The director stuck his neck out for us and we have to protect him. We told him we would have his back if he carried the line for us. Now he is under intense pressure to make an agreement.
As soon as the final negotiations were done, the tribes put out their press release. It said the state was not being conservative enough.
NOAA has not done their job in this negotiation. There are timelines set.
The tribes missed the deadlines as they were supposed to turn in their performance review of the rivers that they went over on their Chinook impacts and their modeling. The performance review has never been turned in.
There will be more to come but we need to get this out there to counter the tribal press release,
WASHINGTON DEPARTMENT OF FISH AND WILDLIFE
600 Capitol Way North, Olympia, WA 98501-1091
April 15, 2016
Contact: Ron Warren, (360) 902-2799
Salmon seasons set for ocean, CR;
state, tribes unable to reach agreement on Puget Sound
Olympia – Anglers will have opportunities to fish for salmon in the ocean and Columbia River this year, although recreational and non-tribal commercial salmon fisheries in Puget Sound may be closed through much of the season.
After lengthy negotiations, state and tribal fishery managers could not reach an agreement on salmon-fishing seasons in Puget Sound. An agreement must be reached in the next few weeks or the Washington Department of Fish and Wildlife (WDFW) and treaty tribes in western Washington will each need to secure separate federal permits required to hold fisheries in Puget Sound waters where there are protected fish stocks.
That decision was made yesterday at the Pacific Fishery Management Council’s meeting in Vancouver, Wash. Salmon fishing seasons for Washington’s ocean waters and the Columbia River were adopted during the federal panel’s meeting. A summary of those fisheries is available on WDFW’s website at http://wdfw.wa.gov/news/attach/apr1516a.pdf
Jim Unsworth, WDFW director, said potentially forgoing salmon seasons in Puget Sound isn’t a decision the department took lightly.

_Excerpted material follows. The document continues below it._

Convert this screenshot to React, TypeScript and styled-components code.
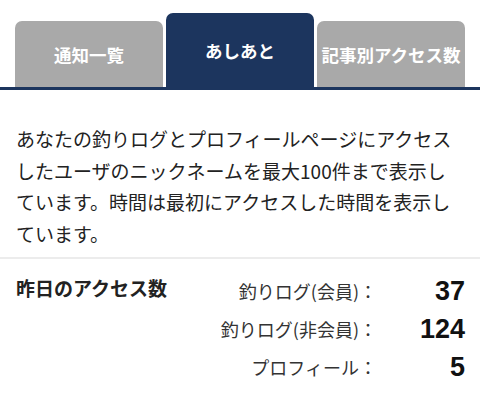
import React from 'react';
import styled, { createGlobalStyle } from 'styled-components';

const GlobalStyle = createGlobalStyle`
  body {
    margin: 0;
    background: #fff;
    font-family: 'Noto Sans CJK JP', 'Noto Sans', sans-serif;
    color: #222;
  }
`;

const tabs = [
  { label: '通知一覧', active: false },
  { label: 'あしあと', active: true },
  { label: '記事別アクセス数', active: false },
];

const stats = [
  { label: '釣りログ(会員)：', value: 37 },
  { label: '釣りログ(非会員)：', value: 124 },
  { label: 'プロフィール：', value: 5 },
];

const App = () => (
  <Page>
    <GlobalStyle />
    <TabBar>
      {tabs.map((t) => (
        <Tab key={t.label} $active={t.active}>
          {t.label}
        </Tab>
      ))}
    </TabBar>
    <Description>
      あなたの釣りログとプロフィールページにアクセスしたユーザのニックネームを最大100件まで表示しています。時間は最初にアクセスした時間を表示しています。
    </Description>
    <Stats>
      <StatsTitle>昨日のアクセス数</StatsTitle>
      <StatsTable>
        {stats.map((s) => (
          <React.Fragment key={s.label}>
            <StatLabel>{s.label}</StatLabel>
            <StatValue>{s.value}</StatValue>
          </React.Fragment>
        ))}
      </StatsTable>
    </Stats>
  </Page>
);

const Page = styled.div`
  width: 480px;
`;

const TabBar = styled.div`
  display: flex;
  align-items: flex-end;
  gap: 3px;
  height: 87px;
  padding: 0 15px;
  border-bottom: 3px solid #1c355e;
`;

const Tab = styled.div<{ $active: boolean }>`
  display: flex;
  align-items: center;
  justify-content: center;
  width: 148px;
  height: ${(p) => (p.$active ? 74 : 66)}px;
  border-radius: 7px 7px 0 0;
  background: ${(p) => (p.$active ? '#1c355e' : '#a9a9a9')};
  color: #fff;
  font-size: 17.5px;
  font-weight: 700;
  white-space: nowrap;
`;

const Description = styled.p`
  margin: 0;
  padding: 33px 16px 8px;
  font-size: 19px;
  line-height: 31.5px;
  color: #222;
  border-bottom: 2px solid #ececec;
`;

const Stats = styled.div`
  display: flex;
  align-items: flex-start;
  padding: 13px 15px 0 16px;
`;

const StatsTitle = styled.div`
  flex: 1;
  font-size: 19px;
  font-weight: 700;
  line-height: 32px;
  color: #222;
`;

const StatsTable = styled.div`
  display: grid;
  grid-template-columns: auto 88px;
  grid-auto-rows: 38px;
  align-items: center;
`;

const StatLabel = styled.div`
  justify-self: end;
  font-size: 18px;
  color: #333;
`;

const StatValue = styled.div`
  justify-self: end;
  font-family: 'Liberation Sans', Arial, sans-serif;
  font-size: 27px;
  font-weight: 700;
  color: #111;
`;

export default App;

“We realize that closing salmon fishing in Puget Sound for the foreseeable future is not only disappointing but is detrimental to many communities across the region,” he said. “As we work to secure the necessary federal permit, we hope to continue discussions with the tribes. I believe co-management can work, and we will do our part to improve the process of setting salmon seasons in Washington.”
This is the first time the state and tribes have not reached an agreement on salmon fishing seasons while working as co-managers, which began about 30 years ago. In previous years, the co-managers have been authorized to fish for salmon under a joint federal permit.
Ron Warren, head of WDFW’s Fish Program, said the department will begin working with NOAA Fisheries to secure a federal permit for salmon fisheries in Puget Sound. However, it is uncertain the department will receive federal authorization in time to hold salmon fisheries this summer, he said.
“We knew setting salmon-fishing seasons would be challenging this year due to the poor forecast for coho,” Warren said. “Our staff worked really hard to put forward a set of proposed fisheries that met agreed-to conservation goals. Unfortunately, we were not able to reach an agreement.”
About 256,000 coho are expected to return to Puget Sound in 2016. That’s about one-third the size of run predicted in 2015.
During the salmon season-setting process, state fishery managers consulted with numerous members of the department’s Puget Sound sportfishing advisory groups, who supported the department’s decision.
Puget Sound marine and fresh water areas that currently are open to salmon fishing – including marine areas 5, 11, 12 and 13 – will close to fishing May 1, if not scheduled to close earlier in the 2015-2016 Washington Sport Fishing Rules pamphlet.